Regarding the Oil Pipeline and Refinery, the Inter- Governmental Agreement (IGA) between the GOU and the Republic of Tanzania was signed on 26th May, 2017 to pave way for the implementation of the East African Crude Oil Pipeline (EACOP) and the foundation stones between the two countries were laid.
The negotiations for the Host Governmental Agreements have commenced and this is expected to end by June, 2018. The Final Investment Decision for the pipeline will be taken by of June, 2018.
Government also expects to use some of the money from the Petroleum Fund to partly fund oil roads. The rest of the funds will come from government coffers and other sources.
The good news is that, in April, government signed the contract for the construction of the $4 billion oil refinery with the Albertine Graben Refinery Consortium. Meanwhile, the Front End Engineering, Design phase, and the Environmental Social Impact Assessment (EIA) are expected to end by March, 2019 and the Final Investment Decision is expected to be taken by June, 2019.
Other sources of financing
William Ssekabembe, the Head of Business and Executive Director at DFCU Bank said they are heavily capitalized and ready to fund different products for the oil and gas sector. He said their operational capital is just under a US$ 1bn, one of the highest in the banking industry in Uganda.
Speaking at the Oil and Gas Business Opportunities Conference organized by the Association of Uganda Oil and Gas Service Providers (Uganda) together with the Association of Tanzania Oil and Gas Service Providers (Tanzania) in Kampala from March 28-29, Ssekabembe said that they have several products around trade finance. He said they have got some counter guarantees with some partners across Africa and Europe.
“As you look to bid for these products, we will be able to offer you bonds, discount some invoices, do advance payment guarantees and will also do modular financing without having security,” Ssekabembe said. He added that they were going to launch their incubator specifically for skilling suppliers in the areas of financing or credit uptake, book keeping, financial literacy and related services.
Similarly, the Stanbic Bank Chief Executive Officer, Patrick Mweheire said they are working on linkages with small and medium enterprises to digitize technology and reduce their cost of service. He said they are working on mechanisms to link the SMEs to mentors, working space and more.
Mweheire said, the bank is doing this in response to challenges that SMEs face – lack business plans and entrepreneurial skills, insufficient financial resources, poor record keeping and low corporate governance. He said that these challenges make the SMEs become less competitive at the international landscape.
In addition, he said, the bank has put in place an incubator to train SMEs on finance related skills like procurement to survive for longer periods in business. He said Stanbic is looking for partners to support SMEs on these training skills.
He said entities like USAID, Financial Sector Deepening Uganda, Enterprise Uganda and Universities are helping to provide financial and technical support for SMEs eying oil and gas deals. In addition to these areas, Mwehire said the bank is well capitalized to extend financial services to the SMEs and other oil and gas suppliers at negotiable rates for different products and services.

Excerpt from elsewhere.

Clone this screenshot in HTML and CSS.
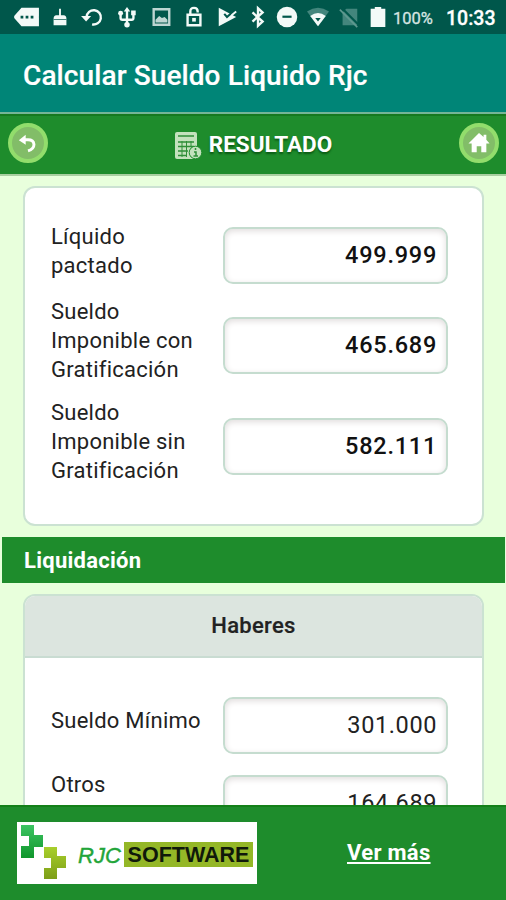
FILE: index.html
```html
<!DOCTYPE html>
<html lang="es">
	<head>
		<meta charset="UTF-8">
		<title>Calcular Sueldo Liquido Rjc</title>
		<link rel="stylesheet" href="styles.css">
	</head>
	<body>
		<div class="status">
			<div class="status-icons">
				<svg viewBox="0 0 24 24"><path d="M6 2h19v20H6L-2 13v-2z"/><path class="cut" d="M5 10.500h3v3H5zM10.500 10.500h3v3h-3zM16 10.500h3v3h-3z"/></svg>
				<svg viewBox="0 0 24 24"><path d="M11 3h2v7h3q3 0 3 4v7H5v-7q0-4 3-4h3z"/><path class="cut" d="M5 14.500h14v.8H5z"/></svg>
				<svg viewBox="0 0 24 24"><path class="line" d="M5 12A7.800 7.800 0 1 1 11 20"/><path d="M-1 11h11l-5.500 6z"/></svg>
				<svg viewBox="0 0 24 24"><path class="line" d="M12 5v16M5 8v5q0 2 2 2h10q2 0 2-2V9"/><path d="M8.500 6L12 1l3.500 5zM16.500 5h5v5h-5z"/><circle cx="5" cy="8" r="2.700"/><circle cx="12" cy="20.500" r="3"/></svg>
				<svg class="soft" viewBox="0 0 24 24"><path class="line" d="M4 3.500h17v17H4z"/><path d="M6 18v-3l4-4 3 2 3-1 3 3v3z"/></svg>
				<svg viewBox="0 0 24 24"><path class="line" d="M5 9.500h14V21H5zM8 9V6q0-4 4-4t4 4v1"/><path d="M10 13h4v4h-4z"/></svg>
				<svg viewBox="0 0 24 24"><path d="M3 2l19 10L3 22z"/><path class="cutline" d="M9 8.500l3 3.500L20 5"/><path class="line thin" d="M17 10l5-4"/></svg>
				<svg viewBox="0 0 24 24"><path class="line" d="M6 7l11 10-5 4.500V2.500L17 7 6 17"/></svg>
				<svg viewBox="0 0 24 24"><circle cx="12" cy="12" r="11.200"/><path class="cut" d="M7 10.500h10v2.400H7z"/></svg>
				<svg viewBox="0 0 24 24"><path class="faint" d="M0 6Q12-2 24 6L12 22z"/><path d="M3.500 11Q12 4 20.500 11L12 22z"/><path class="cut" d="M9 13h6l-3 4z"/></svg>
				<svg viewBox="0 0 24 24"><path class="faint" d="M9 3h12v18H5V7z"/><path class="cutline" d="M3 1l20 20"/><path class="line mid" d="M2 4l19 19"/></svg>
				<svg viewBox="0 0 24 24"><path d="M8.500 1h7v2H20v20H4V3h4.500z"/></svg>
			</div>
			<span class="battery">100%</span>
			<span class="clock">10:33</span>
		</div>
		<div class="appbar">Calcular Sueldo Liquido Rjc</div>

		<div class="header">
			<a class="round" href="#"><svg viewBox="0 0 24 24"><path class="line" d="M7 8.500h5q6 0 6.500 5 0 5-6.500 7"/><path d="M2 9L9.500 3v11z"/></svg></a>
			<h1>
				<svg class="calc" viewBox="0 0 28 28">
					<rect width="22" height="27" rx="2"/>
					<path class="ink" d="M3 4h16M3 10h16M3 14.500h16M3 19h10M3 23.500h9"/>
					<path class="ink thin" d="M7 9v16M11.500 9v16M16 9v6"/>
					<circle class="badge" cx="20.500" cy="20.500" r="6.300"/>
					<path class="ink" d="M20.500 16v2M19 20h2v4M18.500 24h4.500"/>
				</svg>
				<span>RESULTADO</span>
			</h1>
			<a class="round" href="#"><svg viewBox="0 0 24 24"><path d="M12 1l5 4.500V3h3v5.500l3.500 4H20V22h-5.500v-6.500h-5V22H4v-9.500H.5z"/></svg></a>
		</div>

		<div class="content">
			<div class="card totals">
				<div class="row two"><label>Líquido pactado</label><div class="value strong">499.999</div></div>
				<div class="row"><label>Sueldo Imponible con Gratificación</label><div class="value strong">465.689</div></div>
				<div class="row"><label>Sueldo Imponible sin Gratificación</label><div class="value strong">582.111</div></div>
			</div>
			<h2>Liquidación</h2>
			<div class="card detail">
				<h3>Haberes</h3>
				<div class="lines">
					<div class="row one"><label>Sueldo Mínimo</label><div class="value">301.000</div></div>
					<div class="row last"><label>Otros</label><div class="value">164.689</div></div>
				</div>
			</div>
		</div>

		<div class="footer">
			<div class="logo">
				<svg viewBox="0 0 46 55">
					<defs>
						<linearGradient id="green" x2="0" y2="1"><stop offset="0" stop-color="#3cc462"/><stop offset="1" stop-color="#10962c"/></linearGradient>
						<linearGradient id="olive" x2="0" y2="1"><stop offset="0" stop-color="#a8cf2c"/><stop offset="1" stop-color="#7d9e18"/></linearGradient>
					</defs>
					<path fill="url(#green)" d="M0 0h13v10h9v12h-9v11H0V21h8V11H0z"/>
					<path fill="url(#olive)" d="M23 22h13v9h9v12h-9v11H23V43h7V33h-7z"/>
				</svg>
				<i>RJC</i>
				<b>SOFTWARE</b>
			</div>
			<a class="more" href="#">Ver más</a>
		</div>
	</body>
</html>
```

FILE: styles.css
```css
*{
	margin: 0;
	padding: 0;
	box-sizing: border-box;
}
body{
	height: 900px;
	display: flex;
	flex-direction: column;
	overflow: hidden;
	font-family: Roboto, "Liberation Sans", sans-serif;
	font-size: 22px;
	color: #222;
	background: #e8ffdc;
}
a{color: #fff;}

.status{
	height: 34px;
	flex: none;
	display: flex;
	align-items: center;
	padding-left: 10px;
	background: #00574b;
	color: #fff;
	white-space: nowrap;
}
.status-icons{
	display: grid;
	grid-template-columns: 33px 33px 34px 34px 33px 34px 32px 29px 30px 32px 30px 28px;
	justify-items: center;
}
.status svg{width: 22px; height: 22px; fill: #f3faf8; overflow: visible;}
.status .line{fill: none; stroke: #f3faf8; stroke-width: 2.6;}
.status .thin{stroke-width: 2;}
.status .cut{fill: #00574b;}
.status .cutline{fill: none; stroke: #00574b; stroke-width: 2.2;}
.status .faint{fill: #43867d;}
.status .mid{stroke: #5f9990; stroke-width: 1.8;}
.status .soft{opacity: .78;}
.battery{width: 41px; margin: 2px 0 0 1px; font-size: 16.5px; color: #d5e5e2; -webkit-text-stroke: .3px #d5e5e2;}
.clock{margin: 2px 0 0 12px; font-size: 19.5px; font-weight: 500; -webkit-text-stroke: .3px #fff;}

.appbar{
	height: 78px;
	flex: none;
	padding-left: 23px;
	line-height: 84px;
	font-size: 28px;
	font-weight: 500;
	letter-spacing: .1px;
	-webkit-text-stroke: .2px #fff;
	color: #fff;
	background: #008577;
}

.header{
	height: 64px;
	flex: none;
	display: flex;
	justify-content: space-between;
	align-items: center;
	padding: 0 7px 3px 8px;
	background: #1e8c2c;
	border-top: 2px solid #74b596;
	border-bottom: 2px solid #a9cfa1;
	box-shadow: inset 0 2px #15791e;
}
.header h1{
	display: flex;
	align-items: center;
	gap: 6px;
	font-size: 22.5px;
	color: #fff;
	text-shadow: 0 2px 2px #0b5a14;
}
.header h1 span{margin-top: 3px;}
.calc{width: 28px; height: 28px; margin-top: 6px; fill: #c3e2bd;}
.calc .ink{fill: none; stroke: #2f8f38; stroke-width: 1.5;}
.calc .thin{stroke-width: 1;}
.calc .badge{stroke: #1e8c2c; stroke-width: 1;}
.round{
	width: 40px;
	height: 40px;
	display: flex;
	align-items: center;
	justify-content: center;
	border: 4px solid #92dd6c;
	border-radius: 50%;
	background: #82bd68;
}
.round svg{width: 22px; height: 22px; fill: #fff;}
.round .line{fill: none; stroke: #fff; stroke-width: 3.2;}

.content{
	flex: 1;
	min-height: 0;
	overflow: hidden;
	padding-top: 10px;
}
.card{
	margin: 0 22px 0 23px;
	border: 2px solid #cbe2d2;
	border-radius: 12px;
	background: #fff;
}
.totals{height: 340px; padding: 35px 34px 0 26px;}
.row{
	display: flex;
	align-items: flex-start;
	justify-content: space-between;
	height: 101px;
}
.row label{
	width: 155px;
	line-height: 28.8px;
	letter-spacing: .25px;
}
.row .value{margin-top: 19px;}
.row.two{height: 75px;}
.row.two .value{margin-top: 4px;}
.value{
	width: 225px;
	height: 57px;
	padding-right: 9px;
	border: 2px solid #c5dccf;
	border-radius: 10px;
	line-height: 53px;
	text-align: right;
	font-size: 23.5px;
	letter-spacing: .6px;
	box-shadow: inset 0 2px 6px #e0dcdc;
}
.strong{font-weight: 500; color: #111; letter-spacing: .75px;}
.content h2{
	height: 46px;
	margin: 11px 1px 11px 2px;
	padding-left: 22px;
	line-height: 47px;
	font-size: 22px;
	letter-spacing: .25px;
	color: #fff;
	background: #1e8c2c;
}
.detail{height: 300px; overflow: hidden;}
.detail h3{
	height: 62px;
	line-height: 59px;
	text-align: center;
	font-size: 22px;
	font-weight: 500;
	letter-spacing: .3px;
	-webkit-text-stroke: .2px #222;
	background: #dce5df;
	border-bottom: 2px solid #c9dcd2;
}
.lines{padding: 39px 34px 0 26px;}
.lines .value{margin-top: 0;}
.row.one{height: 78px;}
.row.one label{padding-top: 10px;}
.row.last label{margin-top: -4px;}

.footer{
	height: 95px;
	flex: none;
	display: flex;
	align-items: center;
	padding-left: 17px;
	background: #1e8c2c;
	border-top: 2px solid #148019;
}
.logo{
	width: 240px;
	height: 62px;
	margin-bottom: 2px;
	display: flex;
	align-items: center;
	padding-left: 4px;
	background: #fff;
	font-family: "Liberation Sans", Arial, sans-serif;
	font-size: 22px;
}
.logo svg{width: 46px; height: 55px;}
.logo i{width: 46px; margin: 6px 0 0 11px; color: #22a53a; white-space: nowrap; -webkit-text-stroke: .4px #22a53a;}
.logo b{
	width: 129px;
	height: 25px;
	margin-top: 4px;
	line-height: 26px;
	text-align: center;
	font-size: 21.5px;
	color: #10190a;
	background: #94b727;
}
.more{
	margin: 0 0 2px 90px;
	font-weight: bold;
	font-size: 22px;
	letter-spacing: .3px;
}
```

Funding and any form of support for sector players is important given that the country confirmed around 6.5 billion barrels of oil in about 20% of the potential area of which about 1.5 billion barrels is recoverable. Government says about US$15 -US$20bn will be invested in the sector in the next 3-5 years for the various projects.
Elly Karuhanga, the Chairman of Uganda Chamber of Mines and Petroleum (UCMP) said at the recently concluded 4th Oil and Gas Convention in Kampala, in which over 500 players from Uganda and abroad attended, said the government and sector players need to pick lessons from countries like Nigeria which have created a local content fund and lends money to oil sector players.
Karuhanga said the Fund is capitalized by contributions from various players engaged in the oil and gas industry. It also lends money out to institutions, which in the long term earns it interest. As at early this year, the Fund had over US$400 million as its capital base.
As the country eyes first oil in two years from now, one big question will remain: Can the banks, government and other supporting agencies offer affordable financing and related services to sector players especially suppliers who are critical in getting first oil? Time will tell.